Design and evaluation of novel pH-sensitive ureido-conjugated chitosan/TPP nanoparticles targeted to Helicobacter pylori

Abstract

The covalently modified ureido-conjugated chitosan/TPP multifunctional nanoparticles have been developed as targeted nanomedicine delivery system for eradication of Helicobacter pylori. H. pylori can specifically express the urea transport protein on its membrane to transport urea into cytoplasm for urease to produce ammonia, which protects the bacterium in the acid milieu of stomach. The clinical applicability of topical antimicrobial agent is needed to eradicate H. pylori in the infected fundal area.
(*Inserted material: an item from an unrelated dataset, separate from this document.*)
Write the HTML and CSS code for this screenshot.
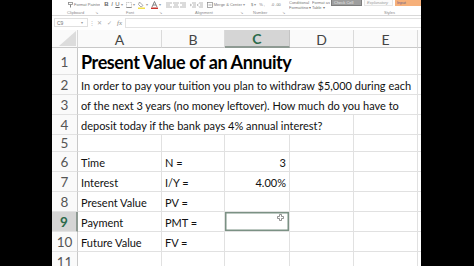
FILE: index.html
```html
<!DOCTYPE html>
<html>
<head>
<meta charset="utf-8">
<link rel="stylesheet" href="styles.css">
</head>
<body>
<div class="screen">
  <div class="bezel"></div>
  <div class="excel">
    <div class="ribbon">
      <div class="ribbon-top">
        <div class="grp g-clip">
          <svg class="ico" width="5" height="6" viewBox="0 0 5 6"><rect x="0.5" y="0.5" width="4" height="2" fill="none" stroke="#888" stroke-width="0.8"/><path d="M2.5 2.5V5.5" stroke="#888" stroke-width="1"/></svg>
          <span class="rt">Format Painter</span>
        </div>
        <div class="grp g-font">
          <span class="rt b">B</span><span class="rt i">I</span><span class="rt u">U</span><span class="rt dd">▾</span>
          <svg class="ico" width="6" height="6" viewBox="0 0 6 6"><rect x="0.5" y="0.5" width="5" height="5" fill="none" stroke="#aaa" stroke-width="0.7" stroke-dasharray="1 0.6"/><path d="M0.5 5.5H5.5" stroke="#777" stroke-width="0.8"/></svg><span class="rt dd">▾</span>
          <svg class="ico" width="7" height="8" viewBox="0 0 7 8"><path d="M1.5 1L5 4.5L3 6L0.5 3.5Z" fill="none" stroke="#888" stroke-width="0.7"/><rect x="0" y="6.5" width="7" height="1.5" fill="#f4e04a"/></svg><span class="rt dd">▾</span>
          <svg class="ico" width="7" height="8" viewBox="0 0 7 8"><path d="M1 6L3.5 0.5L6 6M2 4H5" fill="none" stroke="#666" stroke-width="0.8"/><rect x="0" y="6.5" width="7" height="1.5" fill="#c8342c"/></svg><span class="rt dd">▾</span>
        </div>
        <div class="grp g-align">
          <svg class="ico" width="6" height="6" viewBox="0 0 6 6"><path d="M0 1H6M0 3H4M0 5H6" stroke="#999" stroke-width="0.7"/></svg>
          <svg class="ico" width="6" height="6" viewBox="0 0 6 6"><path d="M0 1H6M1 3H5M0 5H6" stroke="#999" stroke-width="0.7"/></svg>
          <svg class="ico" width="6" height="6" viewBox="0 0 6 6"><path d="M0 1H6M2 3H6M0 5H6" stroke="#999" stroke-width="0.7"/></svg>
          <span class="sp"></span>
          <svg class="ico" width="6" height="6" viewBox="0 0 6 6"><path d="M2 1H6M3 3H6M2 5H6M0 2L1.5 3L0 4" fill="none" stroke="#999" stroke-width="0.7"/></svg>
          <svg class="ico" width="6" height="6" viewBox="0 0 6 6"><path d="M2 1H6M3 3H6M2 5H6M1.5 2L0 3L1.5 4" fill="none" stroke="#999" stroke-width="0.7"/></svg>
          <span class="sp"></span>
          <svg class="ico" width="6" height="6" viewBox="0 0 6 6"><rect x="0.5" y="0.5" width="5" height="5" fill="none" stroke="#888" stroke-width="0.7"/><path d="M1.5 3H4.5" stroke="#888" stroke-width="0.7"/></svg>
          <span class="rt">Merge &amp; Center</span><span class="rt dd">▾</span>
        </div>
        <div class="grp g-num">
          <span class="rt">$</span><span class="rt dd">▾</span><span class="rt">%</span><span class="rt">,</span>
          <span class="sp"></span>
          <span class="rt">.0</span><span class="rt">.00</span>
        </div>
        <div class="grp g-styles">
          <div class="cf cf1"><span class="rt">Conditional</span><span class="rt">Formatting ▾</span></div>
          <div class="cf cf2"><span class="rt">Format as</span><span class="rt">Table ▾</span></div>
          <div class="sbox s-check">Check Cell</div>
          <div class="sbox s-expl">Explanatory</div>
          <div class="sbox s-input">Input</div>
        </div>
      </div>
      <div class="ribbon-labels">
        <div class="lg lg-clip"><span>Clipboard</span><span class="ln">↘</span></div>
        <div class="lg lg-font"><span>Font</span><span class="ln">↘</span></div>
        <div class="lg lg-align"><span>Alignment</span><span class="ln">↘</span></div>
        <div class="lg lg-num"><span>Number</span><span class="ln">↘</span></div>
        <div class="lg lg-styles"><span>Styles</span></div>
      </div>
    </div>

    <div class="fbar">
      <div class="namebox"><span>C9</span><span class="nb-dd">▾</span></div>
      <span class="fdots">⋮</span>
      <div class="ficons">
        <span class="fx-x">✕</span><span class="fx-ok">✓</span><span class="fx-fx">fx</span>
      </div>
      <div class="finput"></div>
    </div>

    <div class="sheet">
      <!-- header row -->
      <div class="corner"><svg width="17" height="15" viewBox="0 0 17 15"><path d="M17 0V15H0Z" fill="#dcdcdc"/></svg></div>
      <div class="ch">A</div>
      <div class="ch">B</div>
      <div class="ch sel">C</div>
      <div class="ch">D</div>
      <div class="ch">E</div>
      <div class="ch last"></div>

      <!-- row 1 -->
      <div class="rh">1</div>
      <div class="c title span4">Present Value of an Annuity</div>
      <div class="c"></div>
      <div class="c last"></div>

      <!-- row 2 -->
      <div class="rh">2</div>
      <div class="c span5">In order to pay your tuition you plan to withdraw $5,000 during each</div>
      <div class="c last"></div>

      <!-- row 3 -->
      <div class="rh">3</div>
      <div class="c span5">of the next 3 years (no money leftover). How much do you have to</div>
      <div class="c last"></div>

      <!-- row 4 -->
      <div class="rh">4</div>
      <div class="c span4">deposit today if the bank pays 4% annual interest?</div>
      <div class="c"></div>
      <div class="c last"></div>

      <!-- row 5 -->
      <div class="rh short">5</div>
      <div class="c"></div><div class="c"></div><div class="c"></div><div class="c"></div><div class="c"></div><div class="c last"></div>

      <!-- row 6 -->
      <div class="rh">6</div>
      <div class="c">Time</div><div class="c">N =</div><div class="c num">3</div><div class="c"></div><div class="c"></div><div class="c last"></div>

      <!-- row 7 -->
      <div class="rh">7</div>
      <div class="c">Interest</div><div class="c">I/Y =</div><div class="c num">4.00%</div><div class="c"></div><div class="c"></div><div class="c last"></div>

      <!-- row 8 -->
      <div class="rh">8</div>
      <div class="c">Present Value</div><div class="c">PV =</div><div class="c"></div><div class="c"></div><div class="c"></div><div class="c last"></div>

      <!-- row 9 -->
      <div class="rh sel">9</div>
      <div class="c">Payment</div><div class="c">PMT =</div>
      <div class="c active">
        <svg class="cursor" width="7" height="7" viewBox="0 0 7 7"><path d="M2.5 0.5H4.5V2.5H6.5V4.5H4.5V6.5H2.5V4.5H0.5V2.5H2.5Z" fill="#fff" stroke="#777" stroke-width="0.8"/></svg>
      </div>
      <div class="c"></div><div class="c"></div><div class="c last"></div>

      <!-- row 10 -->
      <div class="rh">10</div>
      <div class="c">Future Value</div><div class="c">FV =</div><div class="c"></div><div class="c"></div><div class="c"></div><div class="c last"></div>

      <!-- row 11 -->
      <div class="rh">11</div>
      <div class="c"></div><div class="c"></div><div class="c"></div><div class="c"></div><div class="c"></div><div class="c last"></div>
    </div>
  </div>
  <div class="bezel-r"></div>
</div>
</body>
</html>
```

FILE: styles.css
```css
* { box-sizing: border-box; }
html, body {
  margin: 0;
  padding: 0;
  background: #000;
  width: 474px;
  height: 266px;
  overflow: hidden;
}
.screen {
  display: flex;
  width: 474px;
  height: 266px;
  background: #000;
}
.bezel { width: 52px; flex: none; background: #000; }
.bezel-r { flex: 1; background: #000; }
.excel {
  width: 369px;
  flex: none;
  height: 266px;
  background: #fff;
  display: flex;
  flex-direction: column;
  overflow: hidden;
  font-family: Lato, "Open Sans", sans-serif;
}

/* ribbon */
.ribbon {
  height: 16px;
  flex: none;
  border-bottom: 1px solid #d9d9d9;
  display: flex;
  flex-direction: column;
  background: #fff;
}
.ribbon-top {
  height: 9px;
  display: flex;
  align-items: center;
}
.grp { display: flex; align-items: center; gap: 1px; height: 9px; overflow: hidden; }
.g-clip { width: 48px; padding-left: 16px; gap: 1px; }
.g-font { width: 63px; padding-left: 4px; gap: 1px; }
.g-align { width: 84px; padding-left: 3px; gap: 1px; }
.g-num { width: 42px; padding-left: 4px; gap: 1px; }
.g-styles { flex: 1; gap: 1px; align-items: flex-start; }
.sp { width: 4px; }
.ico { flex: none; display: block; }
.rt {
  font-size: 4px;
  line-height: 5px;
  color: #777;
  white-space: nowrap;
  font-family: "Liberation Sans", sans-serif;
}
.rt.b { font-weight: bold; font-size: 6px; color: #666; width: 5px; text-align: center; }
.rt.i { font-style: italic; font-size: 6px; color: #666; width: 4px; text-align: center; }
.rt.u { text-decoration: underline; font-size: 6px; color: #666; width: 5px; text-align: center; }
.rt.dd { font-size: 4px; color: #999; margin-right: 2px; }
.cf { display: flex; flex-direction: column; height: 9px; overflow: hidden; flex: none; }
.cf1 { width: 22px; }
.cf2 { width: 18px; }
.sbox {
  height: 6px;
  font-size: 4px;
  line-height: 5px;
  padding-left: 2px;
  white-space: nowrap;
  overflow: hidden;
  flex: none;
  font-family: "Liberation Sans", sans-serif;
}
.s-check { width: 31px; background: #9e9e9e; color: #e8e8e8; border: 1px solid #7d7d7d; border-top: none; }
.s-expl { width: 29px; background: #fbfbfb; color: #9a9a9a; font-style: italic; border: 1px solid #e6e6e6; border-top: none; margin-left: 1px; }
.s-input { width: 28px; background: #f6b07a; color: #6a5f8a; margin-left: 1px; }

.ribbon-labels {
  height: 6px;
  display: flex;
  align-items: center;
}
.lg {
  display: flex;
  align-items: center;
  justify-content: space-between;
  font-size: 4px;
  color: #8a8a8a;
  font-family: "Liberation Sans", sans-serif;
  height: 6px;
}
.lg .ln { font-size: 4px; color: #aaa; }
.lg-clip { width: 48px; padding-left: 15px; padding-right: 2px; }
.lg-font { width: 63px; padding-left: 26px; padding-right: 1px; }
.lg-align { width: 84px; padding-left: 32px; padding-right: 4px; }
.lg-num { width: 42px; padding-left: 6px; padding-right: 4px; }
.lg-styles { flex: 1; justify-content: flex-end; padding-right: 26px; }

/* formula bar */
.fbar {
  height: 14px;
  flex: none;
  display: flex;
  align-items: center;
  padding: 1px 0 2px 2px;
  background: #fff;
}
.namebox {
  width: 34px;
  height: 9px;
  border: 1px solid #e0e0e0;
  display: flex;
  align-items: center;
  justify-content: space-between;
  padding: 0 4px 0 2px;
  font-size: 5px;
  color: #777;
  font-family: "Liberation Sans", sans-serif;
}
.nb-dd { font-size: 4px; color: #999; }
.fdots { font-size: 6px; color: #bbb; width: 7px; text-align: center; line-height: 9px; }
.ficons {
  display: flex;
  align-items: center;
  gap: 5px;
  height: 9px;
  padding: 0 3px 0 2px;
  font-size: 6px;
  color: #aaa;
  font-family: "Liberation Sans", sans-serif;
}
.fx-fx { font-style: italic; font-family: "Liberation Serif", serif; font-size: 7px; color: #888; }
.finput {
  flex: 1;
  height: 10px;
  border: 1px solid #e2e2e2;
  border-right: none;
}

/* sheet */
.sheet {
  display: grid;
  grid-template-columns: 26px 84px 63px 65px 64px 64px 3px;
  grid-template-rows: 18px 27px 20px 20px 20px 17px 20px 20px 20px 20px 20px 20px;
}
.corner {
  background: #fafafa;
  border-right: 1px solid #d8d8d8;
  border-bottom: 1px solid #c8c8c8;
  display: flex;
  align-items: flex-end;
  justify-content: flex-end;
  padding: 0 1px 1px 0;
}
.corner svg { display: block; }
.ch {
  background: #fafafa;
  border-right: 1px solid #dadada;
  border-bottom: 1px solid #c8c8c8;
  display: flex;
  align-items: center;
  justify-content: center;
  font-size: 14px;
  color: #444;
  padding-top: 1px;
}
.ch.sel {
  background: #d5d5d5;
  color: #2c6a4a;
  font-weight: bold;
  border-bottom: 2px solid #8e9a93;
  border-right-color: #c4c4c4;
}
.ch.last { border-right: none; }
.rh {
  background: #fafafa;
  border-right: 1px solid #c8c8c8;
  border-bottom: 1px solid #e2e2e2;
  display: flex;
  align-items: center;
  justify-content: center;
  font-size: 13.5px;
  color: #555;
  padding-top: 1px;
}
.rh.short { align-items: flex-end; }
.rh.sel {
  background: #d5d5d5;
  color: #2c6a4a;
  font-weight: bold;
  border-right: 2px solid #8e9a93;
}
.c {
  border-right: 1px solid #e1e1e1;
  border-bottom: 1px solid #e1e1e1;
  display: flex;
  align-items: center;
  padding: 2px 0 0 3px;
  font-size: 11px;
  color: #111;
  white-space: nowrap;
  position: relative;
}
.c.last { border-right: none; }
.c.span4 { grid-column: span 4; }
.c.span5 { grid-column: span 5; }
.c.title {
  font-size: 18px;
  letter-spacing: -0.4px;
  font-weight: bold;
  padding: 1px 0 0 3px;
  color: #000;
}
.c.num { justify-content: flex-end; padding-right: 3px; }
.c.active {
  box-shadow: inset 0 0 0 1.5px #7b9184;
}
.cursor {
  position: absolute;
  right: 5px;
  top: 2px;
}
```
In this study, we designed and synthesized two ureido-conjugated chitosan derivatives UCCs-1 and UCCs-2 for preparation of multifunctional nanoparticles. The process was optimized in order to prepare UCCs/TPP nanoparticles for encapsulation of amoxicillin. The results showed that the amoxicillin-UCCs/TPP nanoparticles exhibited favorable pH-sensitive characteristics, which could procrastinate the release of amoxicillin at gastric acids and enable the drug to deliver and target to H. pylori at its survival region effectively. Compared with unmodified amoxicillin-chitosan/TPP nanoparticles, a more specific and effective H. pylori growth inhibition was observed for amoxicillin-UCCs/TPP nanoparticles. Drug uptake analysis tested by flow cytometry and confocal laser scanning microscopy verified that the uptake of FITC-UCCs-2/TPP nanoparticles was associated with urea transport protein on the membrane of H. pylori and reduced with the addition of urea as competitive transport substrate. These findings suggest that the multifunctional amoxicillin-loaded nanoparticles have great potential for effective therapy of H. pylori infection. They may also serve as pharmacologically effective nanocarriers for oral targeted delivery of other therapeutic drugs to treat H. pylori.